_Task_:
Extract every line that contains the word "size".

_Dataset section_:
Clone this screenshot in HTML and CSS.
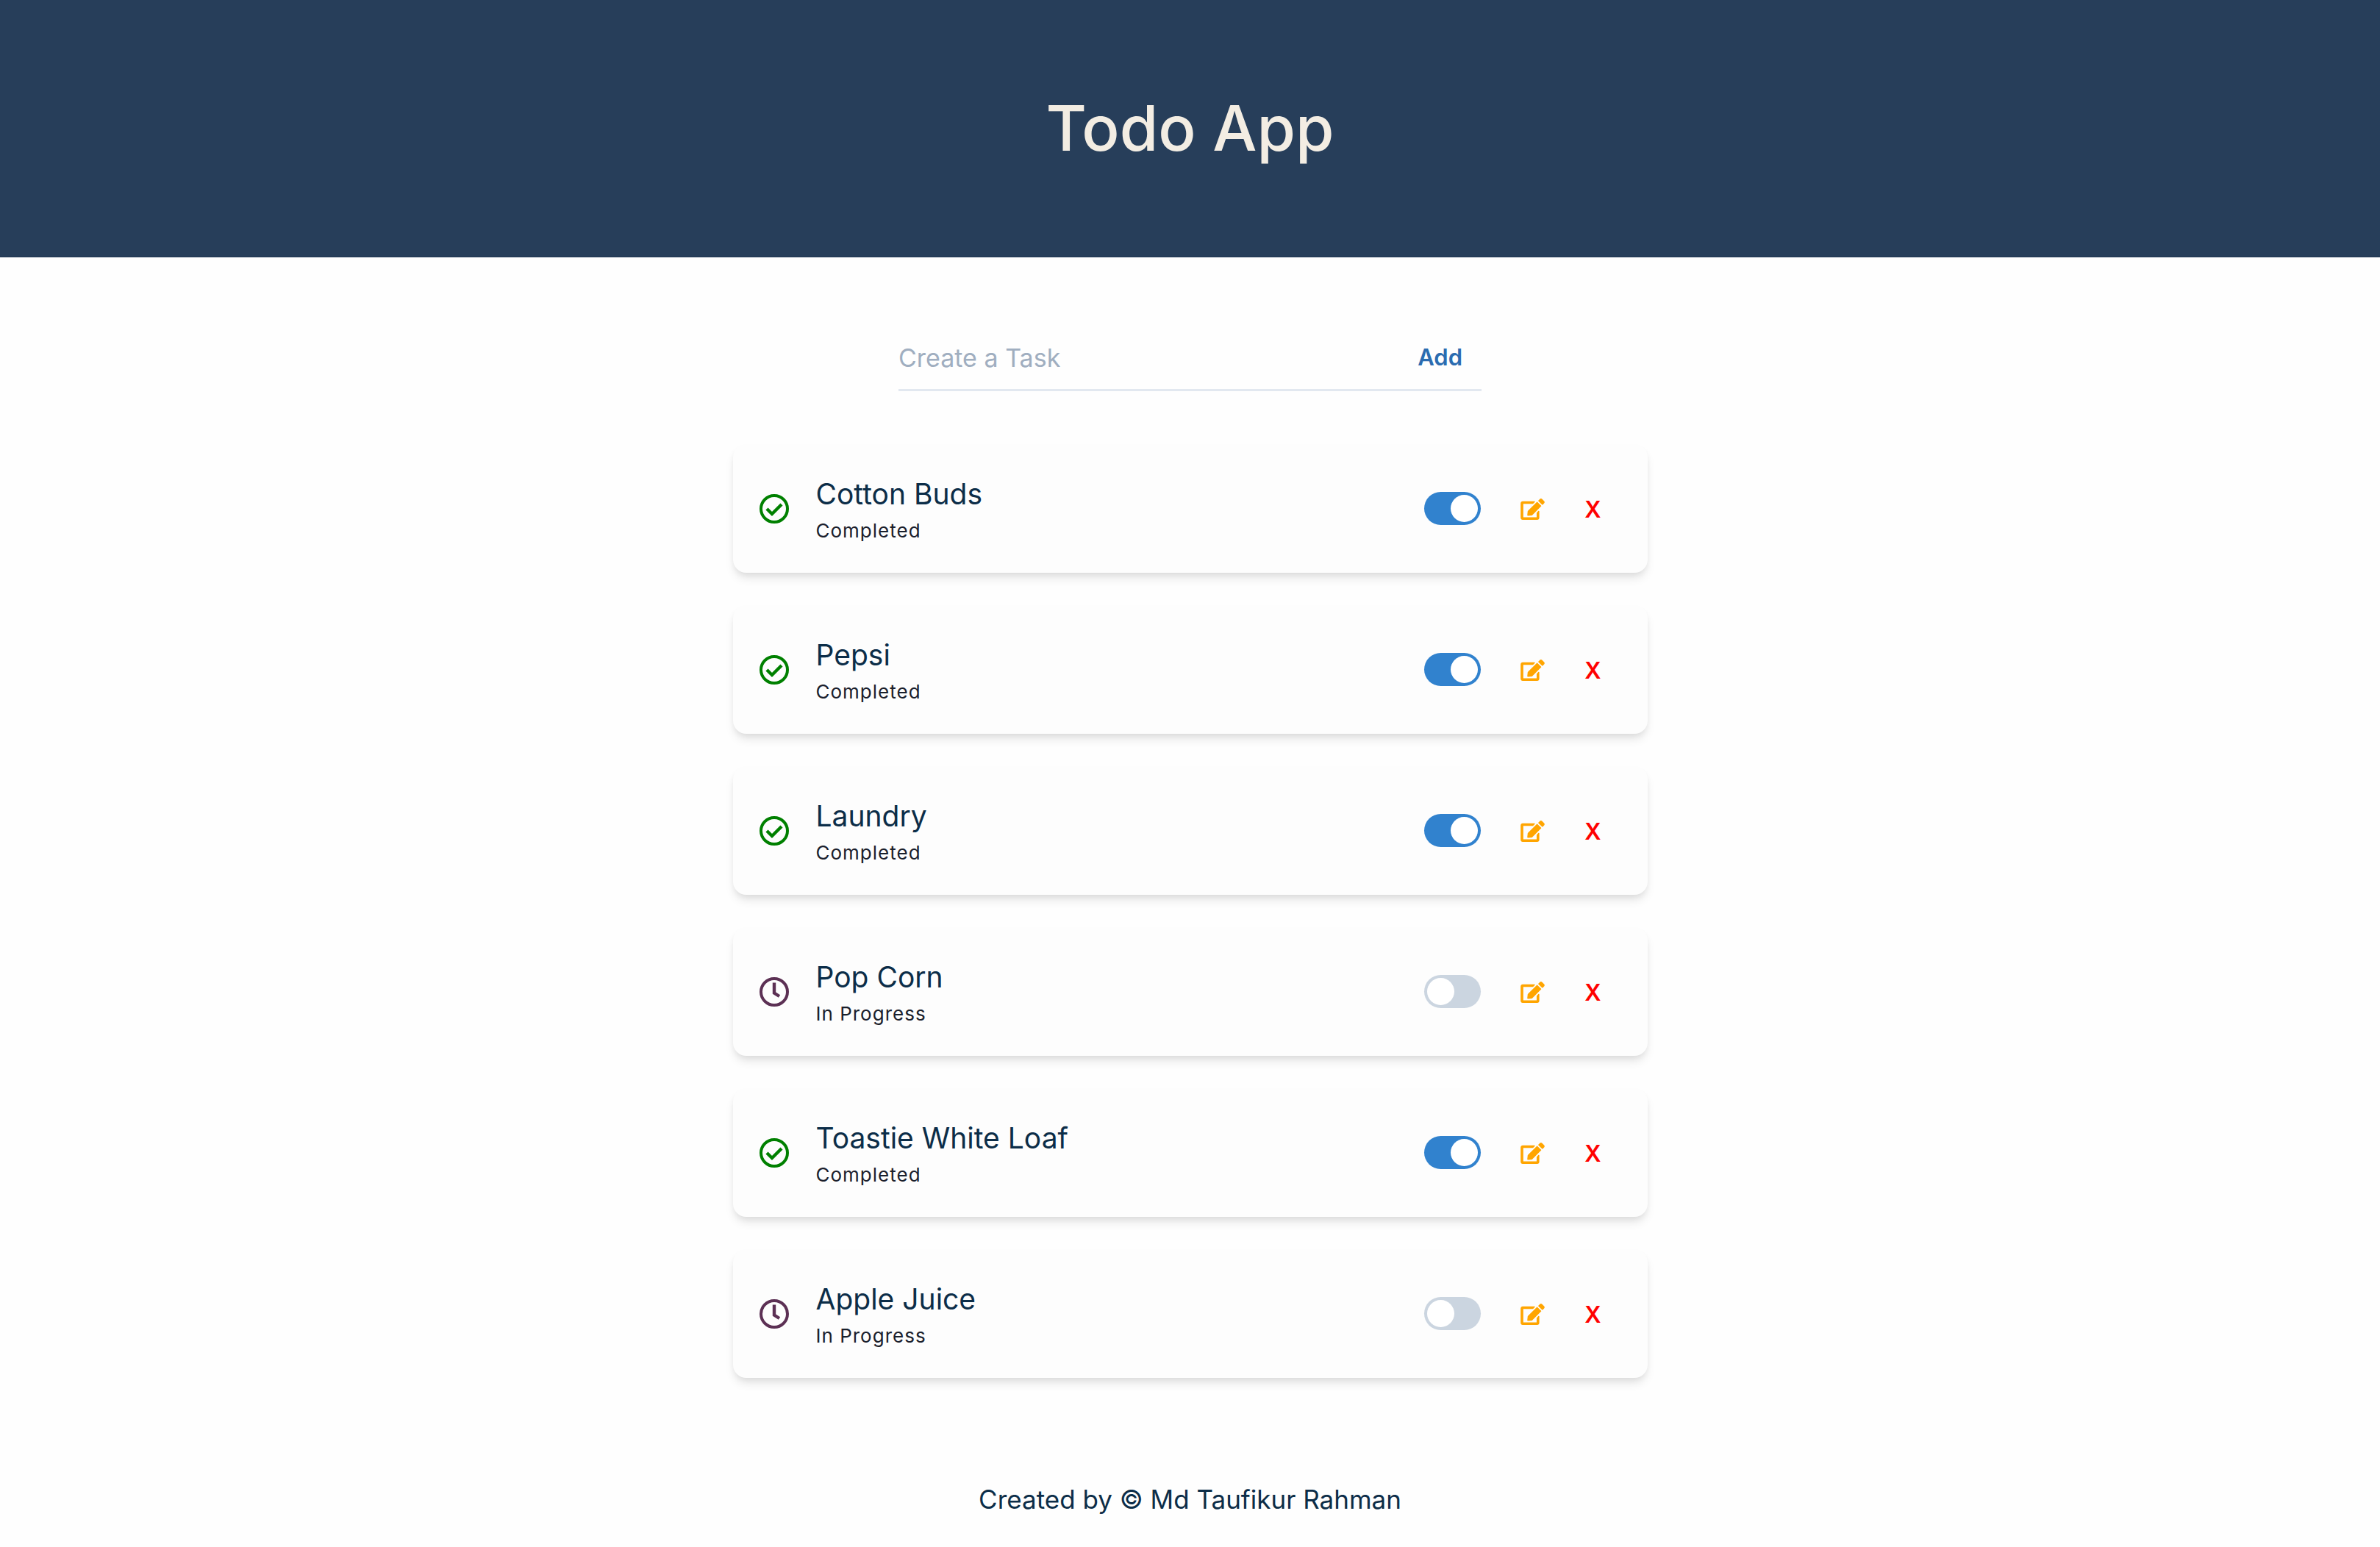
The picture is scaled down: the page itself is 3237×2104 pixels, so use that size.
FILE: index.html
```html
<!DOCTYPE html>
<html lang="en">
<head>
<meta charset="utf-8">
<title>Todo App</title>
<link rel="stylesheet" href="styles.css">
</head>
<body>
<svg class="icon-defs" aria-hidden="true">
  <symbol id="done" viewBox="0 0 40 40">
    <circle cx="20" cy="20" r="18" fill="none" stroke="currentColor" stroke-width="4"/>
    <path d="M10 20l7 7L30 14" fill="none" stroke="currentColor" stroke-width="4.4"/>
  </symbol>
  <symbol id="clock" viewBox="0 0 40 40">
    <circle cx="20" cy="20" r="18" fill="none" stroke="currentColor" stroke-width="4"/>
    <path d="M20 7.500V21.500L27 26" fill="none" stroke="currentColor" stroke-width="4.4"/>
  </symbol>
  <symbol id="edit" viewBox="0 0 576 512">
    <path fill="currentColor" d="M402.6 83.2l90.2 90.2c3.8 3.8 3.8 10 0 13.8L274.4 405.6l-92.8 10.3c-12.4 1.4-22.900-9.1-21.5-21.5l10.3-92.8L388.8 83.2c3.8-3.8 10-3.8 13.8 0zm162-22.900l-48.8-48.8c-15.2-15.2-39.900-15.2-55.2 0l-35.4 35.4c-3.8 3.8-3.8 10 0 13.8l90.2 90.2c3.8 3.8 10 3.8 13.8 0l35.4-35.4c15.2-15.3 15.2-40 0-55.2zM384 346.2V448H64V128h229.8c3.2 0 6.2-1.3 8.5-3.5l40-40c7.6-7.6 2.2-20.5-8.5-20.5H48C21.5 64 0 85.5 0 112v352c0 26.5 21.5 48 48 48h352c26.5 0 48-21.5 48-48V306.2c0-10.7-12.900-16-20.5-8.5l-40 40c-2.2 2.3-3.5 5.3-3.5 8.5z"/>
  </symbol>
</svg>
<header class="banner"><h1 class="banner-title">Todo App</h1></header>
<main class="content">
  <form class="task-form">
    <input class="task-input" type="text" placeholder="Create a Task" aria-label="Create a Task">
    <button class="add-button" type="button">Add</button>
  </form>
  <ul class="tasks">
    <li class="task">
      <svg class="status-icon done" aria-hidden="true"><use href="#done"/></svg>
      <div class="task-text"><h2 class="task-name">Cotton Buds</h2><p class="task-status">Completed</p></div>
      <input class="toggle" type="checkbox" aria-label="Cotton Buds completed" checked>
      <button class="edit-button" type="button" aria-label="Edit Cotton Buds"><svg class="edit-icon"><use href="#edit"/></svg></button>
      <button class="delete-button" type="button" aria-label="Delete Cotton Buds">X</button>
    </li>
    <li class="task">
      <svg class="status-icon done" aria-hidden="true"><use href="#done"/></svg>
      <div class="task-text"><h2 class="task-name">Pepsi</h2><p class="task-status">Completed</p></div>
      <input class="toggle" type="checkbox" aria-label="Pepsi completed" checked>
      <button class="edit-button" type="button" aria-label="Edit Pepsi"><svg class="edit-icon"><use href="#edit"/></svg></button>
      <button class="delete-button" type="button" aria-label="Delete Pepsi">X</button>
    </li>
    <li class="task">
      <svg class="status-icon done" aria-hidden="true"><use href="#done"/></svg>
      <div class="task-text"><h2 class="task-name">Laundry</h2><p class="task-status">Completed</p></div>
      <input class="toggle" type="checkbox" aria-label="Laundry completed" checked>
      <button class="edit-button" type="button" aria-label="Edit Laundry"><svg class="edit-icon"><use href="#edit"/></svg></button>
      <button class="delete-button" type="button" aria-label="Delete Laundry">X</button>
    </li>
    <li class="task">
      <svg class="status-icon pending" aria-hidden="true"><use href="#clock"/></svg>
      <div class="task-text"><h2 class="task-name">Pop Corn</h2><p class="task-status">In Progress</p></div>
      <input class="toggle" type="checkbox" aria-label="Pop Corn completed">
      <button class="edit-button" type="button" aria-label="Edit Pop Corn"><svg class="edit-icon"><use href="#edit"/></svg></button>
      <button class="delete-button" type="button" aria-label="Delete Pop Corn">X</button>
    </li>
    <li class="task">
      <svg class="status-icon done" aria-hidden="true"><use href="#done"/></svg>
      <div class="task-text"><h2 class="task-name">Toastie White Loaf</h2><p class="task-status">Completed</p></div>
      <input class="toggle" type="checkbox" aria-label="Toastie White Loaf completed" checked>
      <button class="edit-button" type="button" aria-label="Edit Toastie White Loaf"><svg class="edit-icon"><use href="#edit"/></svg></button>
      <button class="delete-button" type="button" aria-label="Delete Toastie White Loaf">X</button>
    </li>
    <li class="task">
      <svg class="status-icon pending" aria-hidden="true"><use href="#clock"/></svg>
      <div class="task-text"><h2 class="task-name">Apple Juice</h2><p class="task-status">In Progress</p></div>
      <input class="toggle" type="checkbox" aria-label="Apple Juice completed">
      <button class="edit-button" type="button" aria-label="Edit Apple Juice"><svg class="edit-icon"><use href="#edit"/></svg></button>
      <button class="delete-button" type="button" aria-label="Delete Apple Juice">X</button>
    </li>
  </ul>
</main>
<footer class="footer">Created by © Md Taufikur Rahman</footer>
</body>
</html>
```
FILE: styles.css
```css
* { box-sizing: border-box; }

body {
  margin: 0;
  background: #fefefe;
  color: #0c2d48;
  font-family: Inter, "Liberation Sans", sans-serif;
}

h1, h2, p, ul { margin: 0; padding: 0; font-weight: 400; }

button {
  padding: 0;
  border: 0;
  background: none;
  font: inherit;
  cursor: pointer;
}

.icon-defs { display: none; }

.banner {
  padding: 112px 32px;
  background: #273e5a;
  border-bottom: 1px solid #1f3552;
  text-align: center;
}

.banner-title {
  color: #f3ede3;
  font-size: 85px;
  font-weight: 500;
  line-height: 125px;
}

.content {
  display: flex;
  flex-direction: column;
  align-items: center;
  gap: 72px;
  padding: 92px 32px 0;
}

.task-form {
  display: flex;
  width: 100%;
  max-width: 793px;
  border-bottom: 3px solid #e2e8f0;
}

.task-input {
  flex: 1;
  min-width: 0;
  height: 87px;
  padding: 2px 0 0;
  border: 0;
  outline: 0;
  background: none;
  color: #0c2d48;
  font: inherit;
  font-size: 34px;
}

.task-input::placeholder { color: #a0aec0; opacity: 1; }

.add-button {
  padding: 0 26px;
  color: #2b6cb0;
  font-size: 31px;
  font-weight: 600;
}

.tasks {
  display: grid;
  gap: 44px;
  width: 100%;
  max-width: 1244px;
  list-style: none;
}

.task {
  display: flex;
  align-items: center;
  padding: 38px 63px 37px 36px;
  border-radius: 18px;
  background: #fdfdfd;
  box-shadow: 0 9px 13px -2px rgba(0, 0, 0, .1), 0 4px 9px -2px rgba(0, 0, 0, .06);
}

.status-icon {
  flex: none;
  width: 40px;
  height: 40px;
  margin-right: 37px;
}

.done { color: #008000; }
.pending { color: #5c3054; }

.task-text { flex: 1; }

.task-name { font-size: 39px; line-height: 60px; }

.task-status {
  color: #1a202c;
  font-size: 26px;
  line-height: 40px;
  letter-spacing: 1px;
}

.toggle {
  appearance: none;
  display: flex;
  width: 77px;
  height: 45px;
  margin: 0 54px 2px 0;
  padding: 4px;
  border-radius: 23px;
  background: #cbd5e0;
}

.toggle::before {
  content: "";
  width: 37px;
  height: 37px;
  border-radius: 50%;
  background: #fff;
}

.toggle:checked { justify-content: flex-end; background: #3182ce; }

.edit-button {
  display: flex;
  margin-right: 54px;
  color: #ffa500;
}

.edit-icon { width: 33px; height: 29px; }

.delete-button {
  color: #f00;
  font-size: 31px;
  font-weight: 600;
}

.footer {
  padding: 138px 32px 36px;
  font-size: 35px;
  line-height: 54px;
  text-align: center;
}
```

_Output below_:
The picture is scaled down: the page itself is 3237×2104 pixels, so use that size.
  font-size: 85px;
  font-size: 34px;
  font-size: 31px;
.task-name { font-size: 39px; line-height: 60px; }
  font-size: 26px;
  font-size: 31px;
  font-size: 35px;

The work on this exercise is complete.